STATED GOAL>
Print exactly the lines from the first one down to the line containing "number; left: Seg[];", both ends included, with no pictures and nothing else.
## Begin DATA TO PROCESS
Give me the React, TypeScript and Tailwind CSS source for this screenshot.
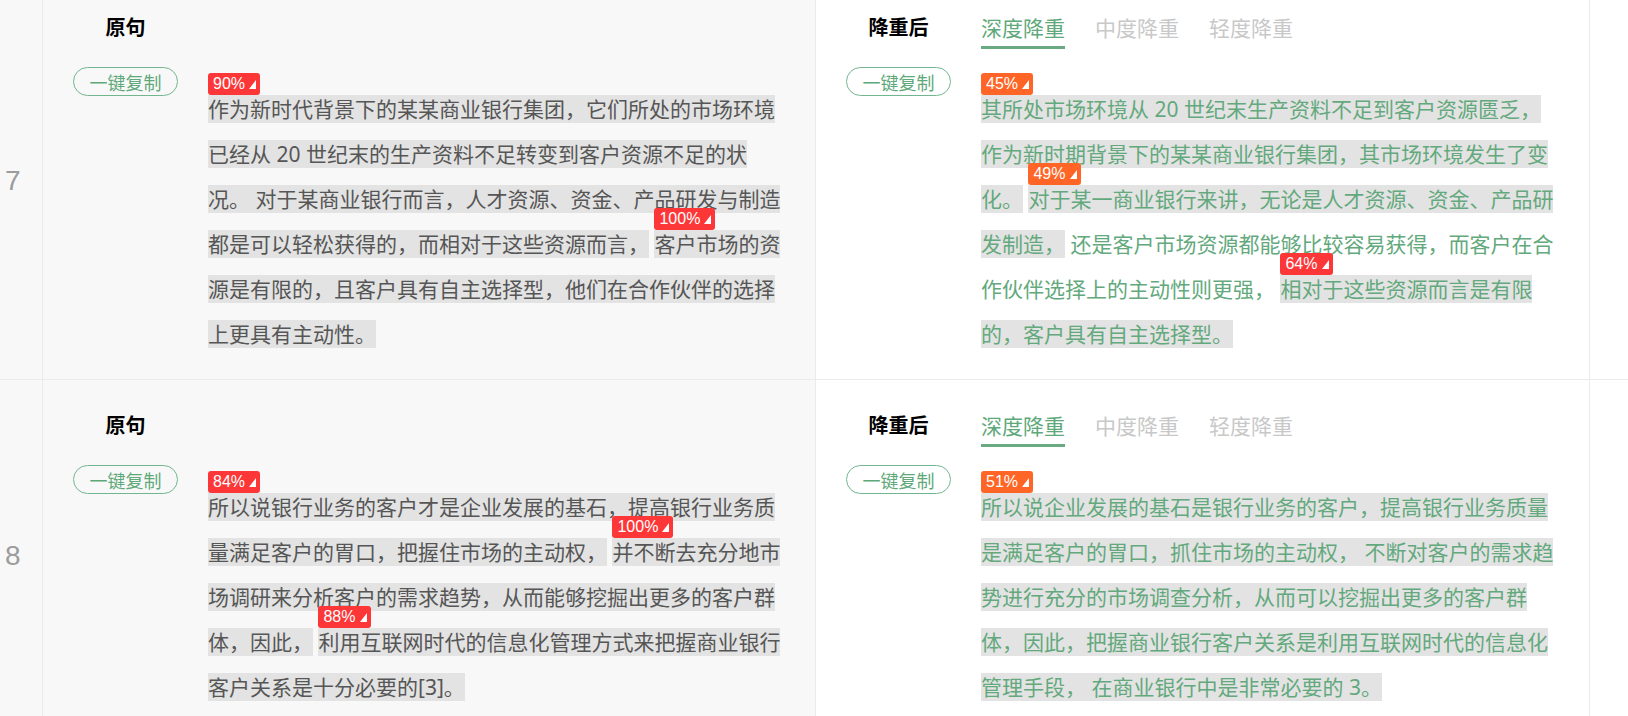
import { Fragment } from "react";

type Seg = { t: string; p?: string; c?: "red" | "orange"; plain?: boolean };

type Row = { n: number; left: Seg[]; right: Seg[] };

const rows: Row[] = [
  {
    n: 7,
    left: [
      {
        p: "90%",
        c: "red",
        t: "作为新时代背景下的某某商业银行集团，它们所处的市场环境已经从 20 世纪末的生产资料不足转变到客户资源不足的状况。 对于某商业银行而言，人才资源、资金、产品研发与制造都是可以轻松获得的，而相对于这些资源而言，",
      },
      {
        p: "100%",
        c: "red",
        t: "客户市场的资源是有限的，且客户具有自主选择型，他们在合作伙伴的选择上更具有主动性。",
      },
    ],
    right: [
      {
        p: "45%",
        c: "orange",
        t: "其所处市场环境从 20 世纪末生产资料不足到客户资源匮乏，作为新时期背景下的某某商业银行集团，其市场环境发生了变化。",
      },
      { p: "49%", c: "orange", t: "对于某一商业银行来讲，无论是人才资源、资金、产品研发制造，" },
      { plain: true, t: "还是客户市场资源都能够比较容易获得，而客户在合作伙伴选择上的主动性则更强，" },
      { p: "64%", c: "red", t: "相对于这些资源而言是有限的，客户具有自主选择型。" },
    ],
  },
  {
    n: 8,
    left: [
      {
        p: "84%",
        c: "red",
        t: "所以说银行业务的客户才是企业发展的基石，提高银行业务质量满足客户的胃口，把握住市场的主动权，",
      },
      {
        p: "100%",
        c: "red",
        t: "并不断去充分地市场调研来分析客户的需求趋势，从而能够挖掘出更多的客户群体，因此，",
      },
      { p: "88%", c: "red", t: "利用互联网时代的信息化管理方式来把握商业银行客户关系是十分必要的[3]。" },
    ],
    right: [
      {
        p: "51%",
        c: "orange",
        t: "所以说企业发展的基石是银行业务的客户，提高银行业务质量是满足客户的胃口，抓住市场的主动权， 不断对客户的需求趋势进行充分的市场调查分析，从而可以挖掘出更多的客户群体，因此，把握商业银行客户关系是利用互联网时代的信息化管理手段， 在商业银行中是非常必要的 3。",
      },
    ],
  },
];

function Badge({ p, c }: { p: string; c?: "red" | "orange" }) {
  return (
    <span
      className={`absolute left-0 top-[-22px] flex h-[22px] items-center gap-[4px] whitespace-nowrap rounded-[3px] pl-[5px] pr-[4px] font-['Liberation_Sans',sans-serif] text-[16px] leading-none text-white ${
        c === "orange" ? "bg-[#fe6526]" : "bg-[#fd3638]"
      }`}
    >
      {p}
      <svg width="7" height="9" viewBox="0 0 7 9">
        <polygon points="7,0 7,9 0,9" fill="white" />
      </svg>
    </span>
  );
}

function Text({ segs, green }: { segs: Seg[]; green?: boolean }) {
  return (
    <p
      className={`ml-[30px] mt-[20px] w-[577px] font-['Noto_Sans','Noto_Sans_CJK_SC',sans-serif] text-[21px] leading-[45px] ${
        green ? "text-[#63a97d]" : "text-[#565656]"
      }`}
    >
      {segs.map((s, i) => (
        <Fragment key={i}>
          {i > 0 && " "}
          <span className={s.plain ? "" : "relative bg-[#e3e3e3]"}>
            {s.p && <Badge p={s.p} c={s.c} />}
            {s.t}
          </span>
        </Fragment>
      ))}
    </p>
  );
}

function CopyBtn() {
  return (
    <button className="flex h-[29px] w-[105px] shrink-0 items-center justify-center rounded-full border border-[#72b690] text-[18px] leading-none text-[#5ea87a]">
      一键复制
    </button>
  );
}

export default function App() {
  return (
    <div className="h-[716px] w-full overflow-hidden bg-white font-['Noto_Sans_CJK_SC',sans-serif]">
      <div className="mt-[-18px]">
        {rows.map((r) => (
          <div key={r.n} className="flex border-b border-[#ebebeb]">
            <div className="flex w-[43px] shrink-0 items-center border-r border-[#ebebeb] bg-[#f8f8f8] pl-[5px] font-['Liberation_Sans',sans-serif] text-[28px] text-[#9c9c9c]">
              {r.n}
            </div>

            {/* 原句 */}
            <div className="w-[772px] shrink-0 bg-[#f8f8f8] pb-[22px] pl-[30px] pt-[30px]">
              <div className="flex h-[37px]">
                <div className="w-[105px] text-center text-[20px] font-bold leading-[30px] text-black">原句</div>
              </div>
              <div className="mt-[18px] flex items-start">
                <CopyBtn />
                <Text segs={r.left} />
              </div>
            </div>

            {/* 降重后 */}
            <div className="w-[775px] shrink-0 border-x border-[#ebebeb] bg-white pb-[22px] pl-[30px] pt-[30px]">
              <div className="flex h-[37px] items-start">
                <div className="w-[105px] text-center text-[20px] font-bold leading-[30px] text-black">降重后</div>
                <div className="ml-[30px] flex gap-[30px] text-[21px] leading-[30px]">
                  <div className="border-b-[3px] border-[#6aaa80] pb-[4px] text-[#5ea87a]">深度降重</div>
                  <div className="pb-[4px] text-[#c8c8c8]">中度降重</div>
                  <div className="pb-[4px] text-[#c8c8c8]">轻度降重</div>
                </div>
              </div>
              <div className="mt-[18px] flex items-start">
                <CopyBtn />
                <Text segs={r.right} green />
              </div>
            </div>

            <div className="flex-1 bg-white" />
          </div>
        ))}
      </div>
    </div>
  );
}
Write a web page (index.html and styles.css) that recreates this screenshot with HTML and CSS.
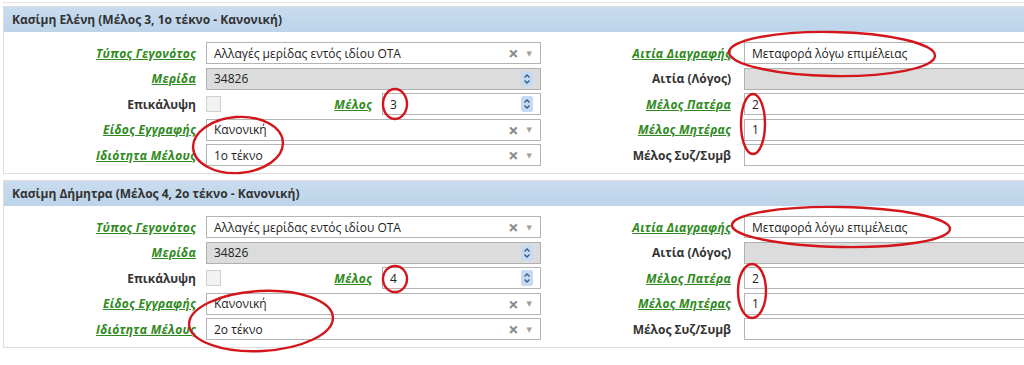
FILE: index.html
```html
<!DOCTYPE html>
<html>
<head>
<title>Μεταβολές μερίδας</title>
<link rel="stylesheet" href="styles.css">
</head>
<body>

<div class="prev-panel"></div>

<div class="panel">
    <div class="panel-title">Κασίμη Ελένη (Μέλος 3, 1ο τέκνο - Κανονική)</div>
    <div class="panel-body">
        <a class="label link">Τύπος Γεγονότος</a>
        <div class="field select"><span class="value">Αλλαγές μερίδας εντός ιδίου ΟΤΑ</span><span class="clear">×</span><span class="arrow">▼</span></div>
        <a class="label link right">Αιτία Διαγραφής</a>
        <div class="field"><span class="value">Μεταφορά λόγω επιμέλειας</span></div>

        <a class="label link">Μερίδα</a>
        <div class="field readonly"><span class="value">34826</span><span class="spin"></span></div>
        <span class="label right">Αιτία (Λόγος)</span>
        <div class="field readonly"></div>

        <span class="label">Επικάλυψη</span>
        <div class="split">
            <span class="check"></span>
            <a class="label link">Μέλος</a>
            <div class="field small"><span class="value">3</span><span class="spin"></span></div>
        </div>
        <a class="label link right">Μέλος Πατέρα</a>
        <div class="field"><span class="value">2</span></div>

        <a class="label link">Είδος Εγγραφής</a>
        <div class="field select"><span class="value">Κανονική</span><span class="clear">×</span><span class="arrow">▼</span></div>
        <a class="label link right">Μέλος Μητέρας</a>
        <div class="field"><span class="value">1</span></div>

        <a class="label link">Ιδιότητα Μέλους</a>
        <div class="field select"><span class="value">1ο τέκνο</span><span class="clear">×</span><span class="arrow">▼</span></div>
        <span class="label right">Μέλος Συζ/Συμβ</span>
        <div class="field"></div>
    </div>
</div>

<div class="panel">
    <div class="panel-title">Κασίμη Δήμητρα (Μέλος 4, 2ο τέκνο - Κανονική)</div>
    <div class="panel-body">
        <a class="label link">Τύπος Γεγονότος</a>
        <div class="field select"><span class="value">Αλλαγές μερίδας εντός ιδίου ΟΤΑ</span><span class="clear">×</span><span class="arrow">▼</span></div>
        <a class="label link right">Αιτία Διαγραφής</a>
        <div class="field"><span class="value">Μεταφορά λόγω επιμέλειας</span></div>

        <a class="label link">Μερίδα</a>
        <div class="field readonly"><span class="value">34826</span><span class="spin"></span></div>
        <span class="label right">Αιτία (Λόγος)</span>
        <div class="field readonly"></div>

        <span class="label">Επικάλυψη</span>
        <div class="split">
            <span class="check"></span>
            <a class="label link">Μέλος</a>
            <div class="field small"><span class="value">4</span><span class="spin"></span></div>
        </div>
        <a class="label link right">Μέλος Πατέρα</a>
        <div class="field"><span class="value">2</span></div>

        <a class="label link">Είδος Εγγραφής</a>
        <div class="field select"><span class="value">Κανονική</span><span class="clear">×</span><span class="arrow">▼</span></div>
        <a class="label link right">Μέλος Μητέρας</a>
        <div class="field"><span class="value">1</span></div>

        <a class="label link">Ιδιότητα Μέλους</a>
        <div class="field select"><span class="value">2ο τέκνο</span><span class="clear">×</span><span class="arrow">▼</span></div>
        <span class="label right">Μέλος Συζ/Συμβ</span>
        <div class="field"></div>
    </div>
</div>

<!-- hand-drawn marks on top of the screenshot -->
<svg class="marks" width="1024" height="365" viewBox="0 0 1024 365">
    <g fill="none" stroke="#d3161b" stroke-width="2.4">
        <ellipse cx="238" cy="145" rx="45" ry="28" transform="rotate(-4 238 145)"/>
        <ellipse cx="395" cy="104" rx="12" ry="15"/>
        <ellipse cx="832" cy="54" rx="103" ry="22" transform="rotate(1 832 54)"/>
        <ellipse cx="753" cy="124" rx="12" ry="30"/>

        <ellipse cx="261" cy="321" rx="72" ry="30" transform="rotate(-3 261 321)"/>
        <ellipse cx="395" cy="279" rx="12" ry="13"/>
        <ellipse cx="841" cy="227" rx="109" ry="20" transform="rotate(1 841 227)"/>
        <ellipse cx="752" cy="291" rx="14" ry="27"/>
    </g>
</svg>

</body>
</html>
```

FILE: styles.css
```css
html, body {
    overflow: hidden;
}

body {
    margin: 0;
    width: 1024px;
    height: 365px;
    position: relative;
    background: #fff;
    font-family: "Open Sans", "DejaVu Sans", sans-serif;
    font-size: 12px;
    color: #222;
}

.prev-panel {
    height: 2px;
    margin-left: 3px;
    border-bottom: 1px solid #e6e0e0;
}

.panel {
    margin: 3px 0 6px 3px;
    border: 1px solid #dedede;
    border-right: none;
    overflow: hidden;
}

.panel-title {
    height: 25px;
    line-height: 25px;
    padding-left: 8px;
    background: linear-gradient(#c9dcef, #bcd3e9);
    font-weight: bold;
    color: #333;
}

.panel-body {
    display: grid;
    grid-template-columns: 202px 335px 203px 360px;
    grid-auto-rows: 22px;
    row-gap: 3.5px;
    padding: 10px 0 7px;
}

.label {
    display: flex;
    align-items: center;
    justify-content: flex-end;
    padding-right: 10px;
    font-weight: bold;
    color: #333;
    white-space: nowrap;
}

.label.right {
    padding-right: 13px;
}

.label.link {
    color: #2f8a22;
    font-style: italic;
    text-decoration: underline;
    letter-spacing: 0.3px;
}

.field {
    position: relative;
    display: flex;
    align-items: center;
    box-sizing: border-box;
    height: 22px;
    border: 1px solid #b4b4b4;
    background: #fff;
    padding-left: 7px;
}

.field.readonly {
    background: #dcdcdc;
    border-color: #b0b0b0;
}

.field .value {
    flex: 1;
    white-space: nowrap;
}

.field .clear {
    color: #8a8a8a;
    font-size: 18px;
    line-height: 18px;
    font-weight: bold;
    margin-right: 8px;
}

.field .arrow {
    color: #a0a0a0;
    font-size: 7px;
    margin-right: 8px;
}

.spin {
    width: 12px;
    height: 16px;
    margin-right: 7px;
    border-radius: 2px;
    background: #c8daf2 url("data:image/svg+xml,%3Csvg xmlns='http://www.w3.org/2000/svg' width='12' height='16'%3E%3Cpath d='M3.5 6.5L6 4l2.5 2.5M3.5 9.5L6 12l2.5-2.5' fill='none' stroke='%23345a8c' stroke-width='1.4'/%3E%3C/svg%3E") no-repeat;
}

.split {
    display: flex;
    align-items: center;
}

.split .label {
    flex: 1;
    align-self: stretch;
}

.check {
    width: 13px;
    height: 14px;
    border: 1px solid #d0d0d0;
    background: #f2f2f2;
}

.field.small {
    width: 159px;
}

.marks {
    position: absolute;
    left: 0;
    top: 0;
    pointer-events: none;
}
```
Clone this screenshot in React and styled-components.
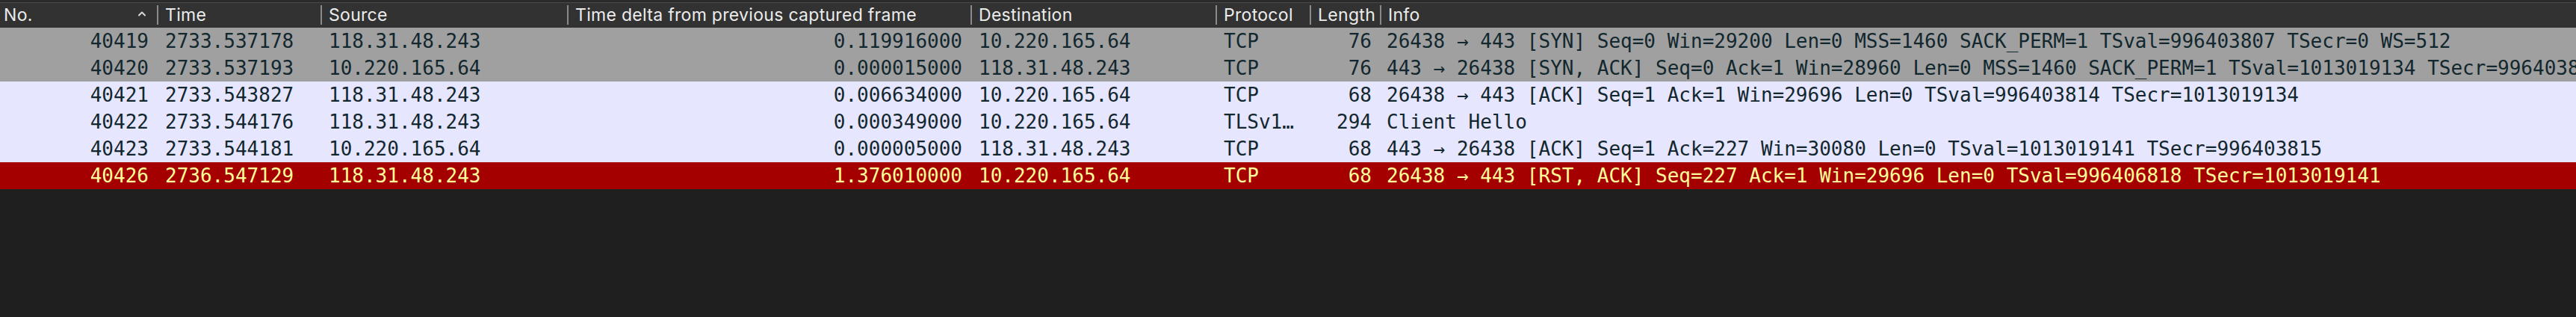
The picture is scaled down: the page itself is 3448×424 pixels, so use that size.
## End DATA TO PROCESS
EXERCISE OUTPUT>
Give me the React, TypeScript and Tailwind CSS source for this screenshot.
import { Fragment } from "react";

type Seg = { t: string; p?: string; c?: "red" | "orange"; plain?: boolean };

type Row = { n: number; left: Seg[]; right: Seg[] };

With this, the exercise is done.